DATA EXCERPT:
· · ·

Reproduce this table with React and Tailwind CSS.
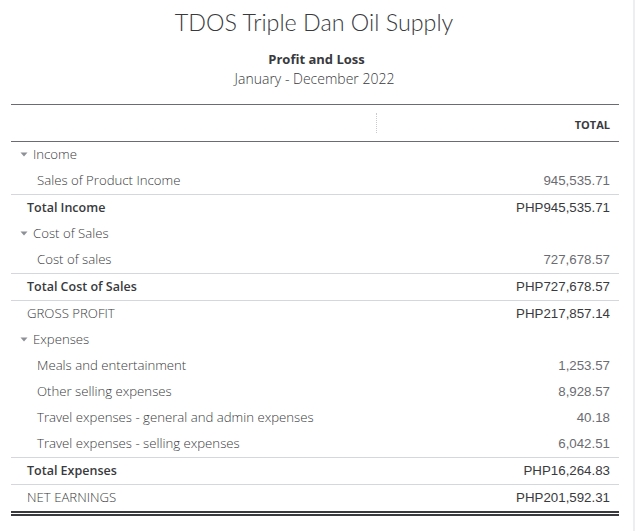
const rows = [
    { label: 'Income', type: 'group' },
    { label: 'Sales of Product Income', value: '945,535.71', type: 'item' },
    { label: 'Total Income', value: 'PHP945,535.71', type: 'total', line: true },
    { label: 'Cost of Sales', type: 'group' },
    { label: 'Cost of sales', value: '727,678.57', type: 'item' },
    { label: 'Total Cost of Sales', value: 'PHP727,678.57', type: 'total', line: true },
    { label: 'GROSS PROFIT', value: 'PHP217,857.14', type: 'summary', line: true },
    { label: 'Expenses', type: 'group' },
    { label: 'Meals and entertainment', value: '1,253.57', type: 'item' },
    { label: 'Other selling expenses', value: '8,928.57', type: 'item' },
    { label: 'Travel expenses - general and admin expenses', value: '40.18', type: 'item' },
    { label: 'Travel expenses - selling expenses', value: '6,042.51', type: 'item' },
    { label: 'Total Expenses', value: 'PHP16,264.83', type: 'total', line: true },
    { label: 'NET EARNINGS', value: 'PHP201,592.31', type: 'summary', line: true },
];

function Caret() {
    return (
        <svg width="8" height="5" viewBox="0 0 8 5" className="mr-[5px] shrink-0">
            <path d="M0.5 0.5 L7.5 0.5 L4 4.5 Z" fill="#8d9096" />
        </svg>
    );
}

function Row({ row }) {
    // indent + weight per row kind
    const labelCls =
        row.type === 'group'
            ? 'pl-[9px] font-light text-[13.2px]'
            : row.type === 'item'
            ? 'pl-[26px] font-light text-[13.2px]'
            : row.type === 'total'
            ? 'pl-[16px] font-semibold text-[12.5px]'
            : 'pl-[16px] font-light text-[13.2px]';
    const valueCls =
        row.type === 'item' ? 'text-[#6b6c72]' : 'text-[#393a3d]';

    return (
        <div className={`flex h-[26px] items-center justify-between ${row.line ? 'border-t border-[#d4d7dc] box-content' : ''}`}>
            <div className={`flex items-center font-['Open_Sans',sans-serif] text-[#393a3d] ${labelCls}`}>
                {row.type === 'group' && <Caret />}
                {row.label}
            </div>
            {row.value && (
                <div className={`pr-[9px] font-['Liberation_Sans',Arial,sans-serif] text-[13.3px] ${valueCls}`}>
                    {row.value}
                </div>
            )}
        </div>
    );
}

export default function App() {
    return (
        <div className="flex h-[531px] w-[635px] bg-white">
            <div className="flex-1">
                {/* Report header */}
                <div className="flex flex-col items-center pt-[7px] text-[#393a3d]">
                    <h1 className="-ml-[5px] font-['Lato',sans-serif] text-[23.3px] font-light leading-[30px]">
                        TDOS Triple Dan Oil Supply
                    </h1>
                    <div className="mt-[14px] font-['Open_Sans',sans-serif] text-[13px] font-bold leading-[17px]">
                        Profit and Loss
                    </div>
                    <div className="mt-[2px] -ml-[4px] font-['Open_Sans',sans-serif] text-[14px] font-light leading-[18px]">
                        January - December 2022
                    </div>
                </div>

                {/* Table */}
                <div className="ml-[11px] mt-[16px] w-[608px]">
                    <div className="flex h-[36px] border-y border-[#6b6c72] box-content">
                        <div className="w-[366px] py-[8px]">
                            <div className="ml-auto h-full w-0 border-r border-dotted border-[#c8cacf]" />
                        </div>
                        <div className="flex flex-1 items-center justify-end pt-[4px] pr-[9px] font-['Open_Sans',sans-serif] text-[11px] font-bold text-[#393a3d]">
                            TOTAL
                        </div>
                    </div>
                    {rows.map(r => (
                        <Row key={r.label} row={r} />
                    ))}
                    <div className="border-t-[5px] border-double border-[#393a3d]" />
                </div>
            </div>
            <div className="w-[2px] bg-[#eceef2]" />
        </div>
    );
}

· · ·

GOAL OF THE EXERCISE:
Give back every line exactly as it stands, pictures excluded.

RIGHT ANSWER:
Reproduce this table with React and Tailwind CSS.
const rows = [
    { label: 'Income', type: 'group' },
    { label: 'Sales of Product Income', value: '945,535.71', type: 'item' },
    { label: 'Total Income', value: 'PHP945,535.71', type: 'total', line: true },
    { label: 'Cost of Sales', type: 'group' },
    { label: 'Cost of sales', value: '727,678.57', type: 'item' },
    { label: 'Total Cost of Sales', value: 'PHP727,678.57', type: 'total', line: true },
    { label: 'GROSS PROFIT', value: 'PHP217,857.14', type: 'summary', line: true },
    { label: 'Expenses', type: 'group' },
    { label: 'Meals and entertainment', value: '1,253.57', type: 'item' },
    { label: 'Other selling expenses', value: '8,928.57', type: 'item' },
    { label: 'Travel expenses - general and admin expenses', value: '40.18', type: 'item' },
    { label: 'Travel expenses - selling expenses', value: '6,042.51', type: 'item' },
    { label: 'Total Expenses', value: 'PHP16,264.83', type: 'total', line: true },
    { label: 'NET EARNINGS', value: 'PHP201,592.31', type: 'summary', line: true },
];

function Caret() {
    return (
        <svg width="8" height="5" viewBox="0 0 8 5" className="mr-[5px] shrink-0">
            <path d="M0.5 0.5 L7.5 0.5 L4 4.5 Z" fill="#8d9096" />
        </svg>
    );
}

function Row({ row }) {
    // indent + weight per row kind
    const labelCls =
        row.type === 'group'
            ? 'pl-[9px] font-light text-[13.2px]'
            : row.type === 'item'
            ? 'pl-[26px] font-light text-[13.2px]'
            : row.type === 'total'
            ? 'pl-[16px] font-semibold text-[12.5px]'
            : 'pl-[16px] font-light text-[13.2px]';
    const valueCls =
        row.type === 'item' ? 'text-[#6b6c72]' : 'text-[#393a3d]';

    return (
        <div className={`flex h-[26px] items-center justify-between ${row.line ? 'border-t border-[#d4d7dc] box-content' : ''}`}>
            <div className={`flex items-center font-['Open_Sans',sans-serif] text-[#393a3d] ${labelCls}`}>
                {row.type === 'group' && <Caret />}
                {row.label}
            </div>
            {row.value && (
                <div className={`pr-[9px] font-['Liberation_Sans',Arial,sans-serif] text-[13.3px] ${valueCls}`}>
                    {row.value}
                </div>
            )}
        </div>
    );
}

export default function App() {
    return (
        <div className="flex h-[531px] w-[635px] bg-white">
            <div className="flex-1">
                {/* Report header */}
                <div className="flex flex-col items-center pt-[7px] text-[#393a3d]">
                    <h1 className="-ml-[5px] font-['Lato',sans-serif] text-[23.3px] font-light leading-[30px]">
                        TDOS Triple Dan Oil Supply
                    </h1>
                    <div className="mt-[14px] font-['Open_Sans',sans-serif] text-[13px] font-bold leading-[17px]">
                        Profit and Loss
                    </div>
                    <div className="mt-[2px] -ml-[4px] font-['Open_Sans',sans-serif] text-[14px] font-light leading-[18px]">
                        January - December 2022
                    </div>
                </div>

                {/* Table */}
                <div className="ml-[11px] mt-[16px] w-[608px]">
                    <div className="flex h-[36px] border-y border-[#6b6c72] box-content">
                        <div className="w-[366px] py-[8px]">
                            <div className="ml-auto h-full w-0 border-r border-dotted border-[#c8cacf]" />
                        </div>
                        <div className="flex flex-1 items-center justify-end pt-[4px] pr-[9px] font-['Open_Sans',sans-serif] text-[11px] font-bold text-[#393a3d]">
                            TOTAL
                        </div>
                    </div>
                    {rows.map(r => (
                        <Row key={r.label} row={r} />
                    ))}
                    <div className="border-t-[5px] border-double border-[#393a3d]" />
                </div>
            </div>
            <div className="w-[2px] bg-[#eceef2]" />
        </div>
    );
}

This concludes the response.